For the majority of tax filers, tax season is over. April 15 marked the last day to submit your return – unless you filed an extension. So, how’d the season go? Below is an industry-wide recap plus a little tax filing myth-busting insight.
- The IRS reported the total number of 2018 returns filed so far is 137,233,000. The number of 2017 returns filed was 136,919,000.
- An additional 14 million households claimed the Child Tax Credit on their 2018 returns compared to 2017.
- The average refund amount was roughly the same as in 2017.
- The number of total refunds increased slightly, going from 95,434,000 to $95,737,000. That’s a .3 percent increase.
- The IRS reported a $4.4 billion decline in the total tax refund value. Last tax season, the refund total was $265.326 billion, and this year it was $260.919 billion.
- The average individual refund dropped in value 2 percent from $2,780 to $2,725. That’s likely due to the total tax liability decreasing.
- Roughly 4 percent more filers prepared their own returns. One percent fewer individuals used a tax preparer.
- The total number of 2018 returns e-filed is 55,788,000. The total number of 2017 returns was 53,532,000.
- The Tax Cuts and Jobs Act increased the share of households that didn’t pay federal income tax by about 2 percentage points.

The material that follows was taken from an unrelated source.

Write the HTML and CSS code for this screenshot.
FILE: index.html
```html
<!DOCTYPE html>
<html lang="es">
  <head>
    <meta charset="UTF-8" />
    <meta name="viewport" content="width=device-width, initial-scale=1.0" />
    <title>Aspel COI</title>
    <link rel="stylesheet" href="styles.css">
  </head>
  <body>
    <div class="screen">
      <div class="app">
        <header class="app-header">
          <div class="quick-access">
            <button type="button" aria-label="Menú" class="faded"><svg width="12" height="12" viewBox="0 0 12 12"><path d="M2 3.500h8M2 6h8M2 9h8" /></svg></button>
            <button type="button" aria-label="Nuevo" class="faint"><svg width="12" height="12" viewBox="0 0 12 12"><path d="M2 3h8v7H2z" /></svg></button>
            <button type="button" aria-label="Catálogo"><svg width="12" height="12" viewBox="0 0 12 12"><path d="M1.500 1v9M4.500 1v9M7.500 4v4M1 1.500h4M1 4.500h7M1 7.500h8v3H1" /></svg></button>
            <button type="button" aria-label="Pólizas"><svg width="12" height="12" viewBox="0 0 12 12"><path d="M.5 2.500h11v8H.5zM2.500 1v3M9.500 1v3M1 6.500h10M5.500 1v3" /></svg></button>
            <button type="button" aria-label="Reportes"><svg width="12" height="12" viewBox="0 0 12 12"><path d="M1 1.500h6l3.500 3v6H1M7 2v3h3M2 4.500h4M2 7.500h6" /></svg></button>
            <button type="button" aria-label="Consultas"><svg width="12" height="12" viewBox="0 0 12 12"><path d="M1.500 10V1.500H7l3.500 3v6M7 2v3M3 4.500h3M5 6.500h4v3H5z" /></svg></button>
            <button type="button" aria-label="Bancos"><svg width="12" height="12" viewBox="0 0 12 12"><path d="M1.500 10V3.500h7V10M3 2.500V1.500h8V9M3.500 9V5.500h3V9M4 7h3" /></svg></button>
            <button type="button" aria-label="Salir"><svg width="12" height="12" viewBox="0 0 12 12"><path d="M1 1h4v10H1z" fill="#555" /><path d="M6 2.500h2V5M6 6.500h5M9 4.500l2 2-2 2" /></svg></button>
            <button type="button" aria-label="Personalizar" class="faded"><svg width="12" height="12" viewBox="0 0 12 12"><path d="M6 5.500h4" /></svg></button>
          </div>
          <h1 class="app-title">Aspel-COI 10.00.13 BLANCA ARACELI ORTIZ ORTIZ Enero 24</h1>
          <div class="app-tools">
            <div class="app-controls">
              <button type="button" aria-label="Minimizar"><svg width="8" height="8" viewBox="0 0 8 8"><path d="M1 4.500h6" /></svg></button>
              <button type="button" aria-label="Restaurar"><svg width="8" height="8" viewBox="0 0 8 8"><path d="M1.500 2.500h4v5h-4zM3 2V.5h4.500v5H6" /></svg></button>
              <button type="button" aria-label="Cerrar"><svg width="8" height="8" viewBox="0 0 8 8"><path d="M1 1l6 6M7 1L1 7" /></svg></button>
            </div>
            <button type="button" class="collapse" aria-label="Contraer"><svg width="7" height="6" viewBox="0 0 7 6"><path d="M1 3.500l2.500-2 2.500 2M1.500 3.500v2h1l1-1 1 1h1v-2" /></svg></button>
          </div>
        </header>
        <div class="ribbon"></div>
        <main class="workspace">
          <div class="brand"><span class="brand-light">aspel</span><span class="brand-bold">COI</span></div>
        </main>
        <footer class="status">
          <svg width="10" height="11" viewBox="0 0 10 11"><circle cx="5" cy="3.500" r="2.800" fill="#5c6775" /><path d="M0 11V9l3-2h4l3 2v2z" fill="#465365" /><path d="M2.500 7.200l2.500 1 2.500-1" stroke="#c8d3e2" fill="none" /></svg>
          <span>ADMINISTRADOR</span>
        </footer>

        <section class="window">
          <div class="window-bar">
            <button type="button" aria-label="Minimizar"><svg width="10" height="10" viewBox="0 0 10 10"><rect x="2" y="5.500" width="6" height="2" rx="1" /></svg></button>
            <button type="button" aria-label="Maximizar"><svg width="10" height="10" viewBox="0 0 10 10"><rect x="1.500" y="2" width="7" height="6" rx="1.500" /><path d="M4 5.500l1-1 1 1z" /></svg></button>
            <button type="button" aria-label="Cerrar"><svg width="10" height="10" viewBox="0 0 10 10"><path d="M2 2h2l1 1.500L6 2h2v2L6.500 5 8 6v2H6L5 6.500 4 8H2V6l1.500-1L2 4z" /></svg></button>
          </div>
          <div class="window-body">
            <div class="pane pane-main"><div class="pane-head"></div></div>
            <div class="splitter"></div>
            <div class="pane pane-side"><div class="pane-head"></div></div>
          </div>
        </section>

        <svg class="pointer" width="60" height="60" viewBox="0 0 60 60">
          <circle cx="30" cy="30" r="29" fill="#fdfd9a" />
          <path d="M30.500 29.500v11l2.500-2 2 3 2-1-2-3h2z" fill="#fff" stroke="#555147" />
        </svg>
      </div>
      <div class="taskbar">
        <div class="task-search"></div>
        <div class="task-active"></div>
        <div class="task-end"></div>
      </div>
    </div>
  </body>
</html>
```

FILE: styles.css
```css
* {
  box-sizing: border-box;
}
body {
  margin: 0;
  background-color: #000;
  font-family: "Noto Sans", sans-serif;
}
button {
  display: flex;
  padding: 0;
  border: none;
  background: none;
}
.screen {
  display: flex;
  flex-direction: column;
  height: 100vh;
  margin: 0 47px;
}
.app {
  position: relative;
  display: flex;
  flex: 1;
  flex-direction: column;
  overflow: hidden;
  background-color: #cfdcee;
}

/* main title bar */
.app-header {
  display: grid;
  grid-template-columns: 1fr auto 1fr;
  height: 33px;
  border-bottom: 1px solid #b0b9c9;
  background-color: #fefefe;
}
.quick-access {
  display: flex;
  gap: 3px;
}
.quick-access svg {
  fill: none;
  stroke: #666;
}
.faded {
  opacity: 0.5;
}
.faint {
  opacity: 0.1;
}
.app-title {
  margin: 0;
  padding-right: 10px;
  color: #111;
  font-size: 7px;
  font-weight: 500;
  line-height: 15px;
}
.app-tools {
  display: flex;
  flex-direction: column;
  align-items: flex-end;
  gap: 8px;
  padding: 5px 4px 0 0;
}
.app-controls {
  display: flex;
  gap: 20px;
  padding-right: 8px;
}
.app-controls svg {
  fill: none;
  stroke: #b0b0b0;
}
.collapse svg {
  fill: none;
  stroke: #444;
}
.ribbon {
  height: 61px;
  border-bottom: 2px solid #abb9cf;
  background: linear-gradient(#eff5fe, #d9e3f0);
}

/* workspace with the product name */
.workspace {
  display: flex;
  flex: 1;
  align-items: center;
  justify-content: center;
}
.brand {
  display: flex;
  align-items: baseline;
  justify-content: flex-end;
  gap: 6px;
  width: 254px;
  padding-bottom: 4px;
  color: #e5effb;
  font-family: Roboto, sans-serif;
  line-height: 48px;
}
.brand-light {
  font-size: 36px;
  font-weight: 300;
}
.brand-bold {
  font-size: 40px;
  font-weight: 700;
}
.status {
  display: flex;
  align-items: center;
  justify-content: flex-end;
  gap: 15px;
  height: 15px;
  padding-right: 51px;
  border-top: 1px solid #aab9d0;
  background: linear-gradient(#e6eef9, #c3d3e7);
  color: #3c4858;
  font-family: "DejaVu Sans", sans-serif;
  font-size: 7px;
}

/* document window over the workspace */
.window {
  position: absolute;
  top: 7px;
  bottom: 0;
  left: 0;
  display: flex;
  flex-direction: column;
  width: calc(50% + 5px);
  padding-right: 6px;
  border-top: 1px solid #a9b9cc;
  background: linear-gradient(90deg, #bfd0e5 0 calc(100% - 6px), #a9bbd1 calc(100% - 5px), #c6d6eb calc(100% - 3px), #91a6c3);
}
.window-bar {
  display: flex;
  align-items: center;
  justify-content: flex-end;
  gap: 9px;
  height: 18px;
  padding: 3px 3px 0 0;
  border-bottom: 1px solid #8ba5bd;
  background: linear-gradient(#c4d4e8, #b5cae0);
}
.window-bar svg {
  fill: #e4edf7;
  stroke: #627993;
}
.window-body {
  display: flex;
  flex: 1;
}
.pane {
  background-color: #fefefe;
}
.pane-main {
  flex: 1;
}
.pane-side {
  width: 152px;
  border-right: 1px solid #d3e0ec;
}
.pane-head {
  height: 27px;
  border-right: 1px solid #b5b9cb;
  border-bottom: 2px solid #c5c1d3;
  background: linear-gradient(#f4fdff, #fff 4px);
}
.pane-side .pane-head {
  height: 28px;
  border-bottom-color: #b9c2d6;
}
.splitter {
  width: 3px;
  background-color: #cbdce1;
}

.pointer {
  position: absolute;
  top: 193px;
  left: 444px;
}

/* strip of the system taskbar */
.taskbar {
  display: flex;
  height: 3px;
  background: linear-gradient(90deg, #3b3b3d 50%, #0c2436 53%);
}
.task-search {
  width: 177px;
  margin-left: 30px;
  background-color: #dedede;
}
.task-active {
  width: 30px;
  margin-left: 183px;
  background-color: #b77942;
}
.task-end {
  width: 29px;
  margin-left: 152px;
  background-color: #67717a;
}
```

Myth 1: Tax filing got easier.
For some tax filers, the 2019 tax season was easier. The increase in the standard deduction made that possible. According to the Tax Policy Center, the estimated number of people itemizing their deductions this past season fell from 46 million to 19 million. Fortunately, for those individuals, that meant they spent a lot less time preparing their tax returns than they did in previous years.

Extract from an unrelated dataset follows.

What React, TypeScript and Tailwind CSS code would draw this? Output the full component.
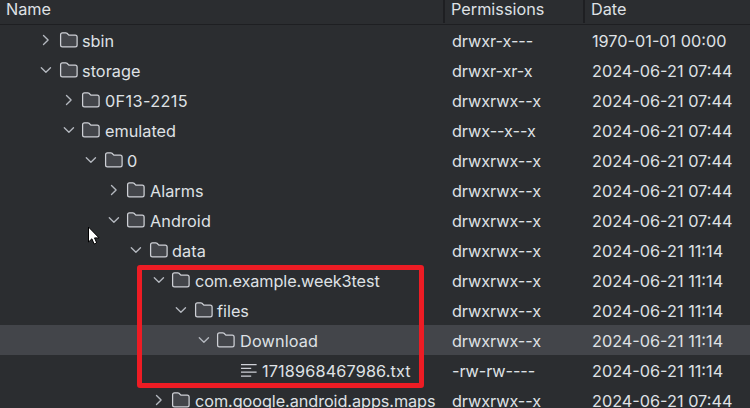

But for other tax filers, that wasn’t the case. Since Forms 1040A and 1040EZ were eliminated, individuals with very simple returns had to file Form 1040, which is a more complicated form.

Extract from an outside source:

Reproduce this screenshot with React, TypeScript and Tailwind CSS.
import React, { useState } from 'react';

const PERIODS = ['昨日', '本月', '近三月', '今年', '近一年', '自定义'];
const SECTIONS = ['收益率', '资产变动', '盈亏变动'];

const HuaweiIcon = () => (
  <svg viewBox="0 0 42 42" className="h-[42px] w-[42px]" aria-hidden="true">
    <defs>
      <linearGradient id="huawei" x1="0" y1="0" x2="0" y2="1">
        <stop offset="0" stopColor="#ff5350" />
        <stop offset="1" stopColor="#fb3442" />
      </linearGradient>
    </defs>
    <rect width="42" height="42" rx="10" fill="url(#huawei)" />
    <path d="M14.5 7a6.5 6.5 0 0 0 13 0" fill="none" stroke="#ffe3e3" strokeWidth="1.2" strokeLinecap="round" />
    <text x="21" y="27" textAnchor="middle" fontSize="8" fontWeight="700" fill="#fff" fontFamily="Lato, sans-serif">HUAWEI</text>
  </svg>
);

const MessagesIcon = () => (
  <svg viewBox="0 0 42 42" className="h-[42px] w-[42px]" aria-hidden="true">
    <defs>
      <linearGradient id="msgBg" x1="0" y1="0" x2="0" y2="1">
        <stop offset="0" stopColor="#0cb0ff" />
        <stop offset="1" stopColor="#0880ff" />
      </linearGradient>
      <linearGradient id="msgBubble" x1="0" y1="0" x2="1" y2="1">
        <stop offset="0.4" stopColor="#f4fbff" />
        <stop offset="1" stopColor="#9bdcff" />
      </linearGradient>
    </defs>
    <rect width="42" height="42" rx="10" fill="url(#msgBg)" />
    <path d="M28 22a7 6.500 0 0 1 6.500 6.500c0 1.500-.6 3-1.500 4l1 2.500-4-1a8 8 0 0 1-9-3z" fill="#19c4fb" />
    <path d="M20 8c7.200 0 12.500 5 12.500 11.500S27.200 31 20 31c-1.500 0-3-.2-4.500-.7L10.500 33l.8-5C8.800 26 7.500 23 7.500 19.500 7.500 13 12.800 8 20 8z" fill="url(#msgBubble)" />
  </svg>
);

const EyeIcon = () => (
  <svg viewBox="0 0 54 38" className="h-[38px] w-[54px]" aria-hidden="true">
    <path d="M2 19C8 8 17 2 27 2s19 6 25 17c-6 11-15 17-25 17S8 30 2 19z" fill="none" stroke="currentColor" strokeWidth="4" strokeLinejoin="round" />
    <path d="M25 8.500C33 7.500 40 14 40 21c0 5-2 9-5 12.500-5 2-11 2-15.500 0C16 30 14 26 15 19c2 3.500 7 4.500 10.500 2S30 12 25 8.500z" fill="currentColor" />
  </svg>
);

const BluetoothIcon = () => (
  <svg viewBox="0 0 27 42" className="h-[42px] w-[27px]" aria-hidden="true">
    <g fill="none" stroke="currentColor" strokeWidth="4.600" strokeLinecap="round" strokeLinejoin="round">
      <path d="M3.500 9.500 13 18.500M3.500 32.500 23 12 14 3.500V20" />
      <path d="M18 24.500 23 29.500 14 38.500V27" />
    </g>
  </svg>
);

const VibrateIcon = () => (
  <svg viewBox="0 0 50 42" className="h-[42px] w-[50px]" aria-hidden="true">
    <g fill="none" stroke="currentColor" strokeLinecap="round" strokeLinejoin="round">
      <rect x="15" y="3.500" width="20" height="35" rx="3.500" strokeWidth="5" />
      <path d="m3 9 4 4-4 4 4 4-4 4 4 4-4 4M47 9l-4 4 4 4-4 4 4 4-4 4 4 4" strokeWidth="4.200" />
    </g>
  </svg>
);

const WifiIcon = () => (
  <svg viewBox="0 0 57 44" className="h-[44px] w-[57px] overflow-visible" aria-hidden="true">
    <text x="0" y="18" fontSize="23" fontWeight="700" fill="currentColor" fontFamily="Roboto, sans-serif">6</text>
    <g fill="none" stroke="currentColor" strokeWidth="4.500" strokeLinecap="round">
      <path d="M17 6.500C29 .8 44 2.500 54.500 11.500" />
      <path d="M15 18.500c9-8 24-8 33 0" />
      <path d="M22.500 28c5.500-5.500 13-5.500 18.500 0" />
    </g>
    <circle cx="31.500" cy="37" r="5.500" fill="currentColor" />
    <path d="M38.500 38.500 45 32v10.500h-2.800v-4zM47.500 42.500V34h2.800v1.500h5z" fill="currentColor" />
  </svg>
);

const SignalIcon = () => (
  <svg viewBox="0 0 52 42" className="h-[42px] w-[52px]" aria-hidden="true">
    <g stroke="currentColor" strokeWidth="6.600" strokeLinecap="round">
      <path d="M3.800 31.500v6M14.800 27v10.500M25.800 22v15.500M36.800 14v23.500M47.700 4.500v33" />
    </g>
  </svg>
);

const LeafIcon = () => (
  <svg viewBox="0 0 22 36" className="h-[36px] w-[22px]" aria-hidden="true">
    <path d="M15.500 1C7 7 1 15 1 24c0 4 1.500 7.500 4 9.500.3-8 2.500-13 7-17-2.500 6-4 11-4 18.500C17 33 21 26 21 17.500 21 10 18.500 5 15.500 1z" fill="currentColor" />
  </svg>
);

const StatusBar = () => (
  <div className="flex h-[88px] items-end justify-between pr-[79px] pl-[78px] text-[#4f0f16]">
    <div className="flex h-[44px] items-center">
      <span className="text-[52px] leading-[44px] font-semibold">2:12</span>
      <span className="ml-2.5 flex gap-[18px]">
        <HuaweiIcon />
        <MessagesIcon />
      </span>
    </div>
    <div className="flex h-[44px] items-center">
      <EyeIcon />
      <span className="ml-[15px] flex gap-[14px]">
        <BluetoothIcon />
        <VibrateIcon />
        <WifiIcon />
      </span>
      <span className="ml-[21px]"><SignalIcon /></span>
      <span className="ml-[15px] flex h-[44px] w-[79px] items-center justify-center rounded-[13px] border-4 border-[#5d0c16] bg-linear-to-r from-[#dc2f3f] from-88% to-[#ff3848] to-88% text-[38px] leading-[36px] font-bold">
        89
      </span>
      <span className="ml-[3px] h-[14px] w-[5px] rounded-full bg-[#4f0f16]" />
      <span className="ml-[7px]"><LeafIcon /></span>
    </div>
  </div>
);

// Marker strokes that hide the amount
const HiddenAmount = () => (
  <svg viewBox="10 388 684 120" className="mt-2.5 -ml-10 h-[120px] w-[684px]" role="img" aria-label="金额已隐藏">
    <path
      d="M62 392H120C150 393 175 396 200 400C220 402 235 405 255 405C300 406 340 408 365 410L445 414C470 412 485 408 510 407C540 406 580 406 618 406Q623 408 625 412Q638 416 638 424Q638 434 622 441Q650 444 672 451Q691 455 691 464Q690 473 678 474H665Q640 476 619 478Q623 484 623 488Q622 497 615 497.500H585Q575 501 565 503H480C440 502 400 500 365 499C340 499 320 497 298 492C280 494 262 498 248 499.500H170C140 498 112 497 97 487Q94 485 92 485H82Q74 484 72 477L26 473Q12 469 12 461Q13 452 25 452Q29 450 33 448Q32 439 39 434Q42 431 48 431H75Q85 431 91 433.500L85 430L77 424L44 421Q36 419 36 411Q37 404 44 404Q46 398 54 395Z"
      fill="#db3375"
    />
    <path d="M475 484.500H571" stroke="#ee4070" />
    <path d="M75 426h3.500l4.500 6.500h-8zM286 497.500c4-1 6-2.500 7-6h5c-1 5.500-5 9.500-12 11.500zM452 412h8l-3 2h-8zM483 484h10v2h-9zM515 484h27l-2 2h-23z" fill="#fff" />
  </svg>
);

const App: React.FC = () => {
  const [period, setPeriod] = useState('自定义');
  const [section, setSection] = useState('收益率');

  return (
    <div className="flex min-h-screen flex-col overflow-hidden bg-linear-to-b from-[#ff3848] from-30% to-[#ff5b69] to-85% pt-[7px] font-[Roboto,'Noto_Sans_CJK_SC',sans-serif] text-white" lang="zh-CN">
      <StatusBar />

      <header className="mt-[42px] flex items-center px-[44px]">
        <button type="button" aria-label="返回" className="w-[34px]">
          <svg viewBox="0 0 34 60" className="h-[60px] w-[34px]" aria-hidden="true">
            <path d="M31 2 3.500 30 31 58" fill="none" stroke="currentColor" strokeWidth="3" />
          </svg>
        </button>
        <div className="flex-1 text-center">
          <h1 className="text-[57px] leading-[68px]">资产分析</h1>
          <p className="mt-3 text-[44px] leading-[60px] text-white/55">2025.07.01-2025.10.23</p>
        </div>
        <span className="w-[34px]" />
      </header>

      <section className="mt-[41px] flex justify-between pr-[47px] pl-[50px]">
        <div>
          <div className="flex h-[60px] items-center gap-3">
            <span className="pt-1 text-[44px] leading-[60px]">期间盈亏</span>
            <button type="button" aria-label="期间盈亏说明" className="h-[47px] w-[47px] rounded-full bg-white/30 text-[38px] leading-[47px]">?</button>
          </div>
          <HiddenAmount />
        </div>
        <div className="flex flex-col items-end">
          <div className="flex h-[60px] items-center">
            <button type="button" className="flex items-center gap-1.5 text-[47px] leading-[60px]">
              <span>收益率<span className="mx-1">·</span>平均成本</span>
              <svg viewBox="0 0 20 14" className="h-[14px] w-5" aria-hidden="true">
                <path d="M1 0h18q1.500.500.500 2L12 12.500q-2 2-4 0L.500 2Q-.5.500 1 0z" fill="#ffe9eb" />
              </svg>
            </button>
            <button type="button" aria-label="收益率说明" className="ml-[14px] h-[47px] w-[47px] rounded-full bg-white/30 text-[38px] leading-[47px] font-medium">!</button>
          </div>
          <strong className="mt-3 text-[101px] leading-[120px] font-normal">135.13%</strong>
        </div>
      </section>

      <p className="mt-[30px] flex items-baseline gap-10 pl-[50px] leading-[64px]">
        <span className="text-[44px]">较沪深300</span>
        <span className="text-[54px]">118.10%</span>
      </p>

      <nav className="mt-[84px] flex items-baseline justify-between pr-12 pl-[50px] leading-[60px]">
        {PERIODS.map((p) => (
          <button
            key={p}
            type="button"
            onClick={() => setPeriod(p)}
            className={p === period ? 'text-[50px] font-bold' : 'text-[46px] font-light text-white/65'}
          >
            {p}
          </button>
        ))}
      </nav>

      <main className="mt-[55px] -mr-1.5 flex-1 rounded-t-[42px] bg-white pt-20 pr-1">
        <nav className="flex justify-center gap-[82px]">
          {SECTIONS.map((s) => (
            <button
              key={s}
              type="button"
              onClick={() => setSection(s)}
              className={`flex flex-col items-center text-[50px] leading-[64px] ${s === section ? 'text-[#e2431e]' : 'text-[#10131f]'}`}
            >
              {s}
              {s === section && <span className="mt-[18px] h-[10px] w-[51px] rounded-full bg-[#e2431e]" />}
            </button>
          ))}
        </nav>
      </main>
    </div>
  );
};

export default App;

Additionally, some filers may have been unsure whether the standard deduction was more beneficial, so they still took the time to calculate all of their deductions. In the end, the standard deduction may have come out on top, and they were out that time spent working through their expenses. The good news: as long as their tax situation doesn’t dramatically change next year, they now know claiming the standard deduction is the right move to make.
Myth 2: I don’t need to adjust my withholdings because I got a refund this year.
If you received a tax refund this year, that doesn’t necessarily mean you’ve mastered your tax situation. It’s still best to perform a “paycheck checkup” to determine if you’re withholding the right amount from your paycheck.
Despite the changes in the tax law, it’s still better to receive as small of a tax refund as possible. Tax refunds are merely money you earned throughout the year but let the IRS hold onto completely interest-free. By adjusting your withholdings, you can keep more of your money during the year and put it to better use. For instance, you could add it to a retirement account or to another investment opportunity that will build your wealth over time. You could also use it to pay down debt so you don’t continue to pay high interest rates on that money.
To quickly check if you should adjust your withholdings, use TaxAct’s W-4 Withholding Calculator. If you decide you want to make an adjustment, log in to your TaxAct account and let the product help you to calculate the right allowances to claim as well as complete the form for you to submit to your employer.
Myth 3: My tax refund was smaller than I expected, so the Tax Cuts and Jobs Act hurt me.
If your tax outcome wasn’t quite what you expected, you’re not alone. The majority of tax filer’s outcomes changed from what they were used to this past season. However, that doesn’t automatically mean the tax reform changes didn’t work in your favor.
Because the majority of individuals didn’t adjust their withholdings in 2018 to accommodate the tax law changes, their tax outcome very likely ended up surprising them. Some received a lower refund than anticipated and others owed money for the first time. Despite that change, comparing your refund amount isn’t the right way to determine if tax reform was good to you.
Instead, you need to compare your total 2017 tax liability to your 2018 tax liability. How much did you pay in total income taxes each year? If your tax situation didn’t change much from year to year, it should be fairly easy to compare the two. Dig out your 2017 tax return to find how much you paid in income taxes. Then compare that number to what you paid on your 2018 return. Was it less? Was it more? If you paid less income tax in 2018, tax reform actually helped you even if your refund was lower than you’d like.
If your tax situation changed from year to year, it’s a little harder to compare. To know for sure, you’ll need to complete a 2018 return using your 2017 data. Once you have that outcome, you can compare the two years. (Just remember not to file the return!)